Nope, I just avoid other drivers. I am currently running a 2008 Chevy Express cargo van for my winter and summer beater. But, the BRZ has already been subjected to the crap Minnesota winters and rust. Why God...WHY!!!?
I ran studs the first few winters that I was up here in MN. I wouldn’t mind going back to them either
I appreciate all the feedback! In my case the Outback IS the winter beater. It exists to allow me to have sports cars for the summer. It's got a lot of miles and it's not perfect but it is absolutely rust free and I do want to keep it in good shape. I know heated garages accelerate corrosion, but I will be keeping it there. I'm thinking about film in the doors and regulars treatment of rust neutralizer. I have a drain in the floor so I don't need to be outside to treat the underbody.

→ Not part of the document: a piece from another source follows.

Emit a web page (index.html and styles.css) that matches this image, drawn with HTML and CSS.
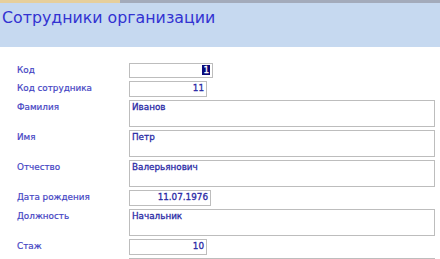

So, if I don't need the sticker on my car, what prevents me from taking my wife's car through the wash and using my phone when I do it? When at the reader/display, I don't think there is any equipment positioned to read a license plate.
You have to enter the vehicle information when you sign up, I’m assuming they use cameras to double-check and would ding you if you use another vehicle. Probably not at the time of wash, but later if they review them.
Wasn't there a thread on here detailing how to "Steal" car washes from Holiday???? Oh yeah, there was! ITT stuck686 goes full retard again | MNSubaru
I might have to sit down and read that whole thread. Just looking at page one tells me it might be comedy gold.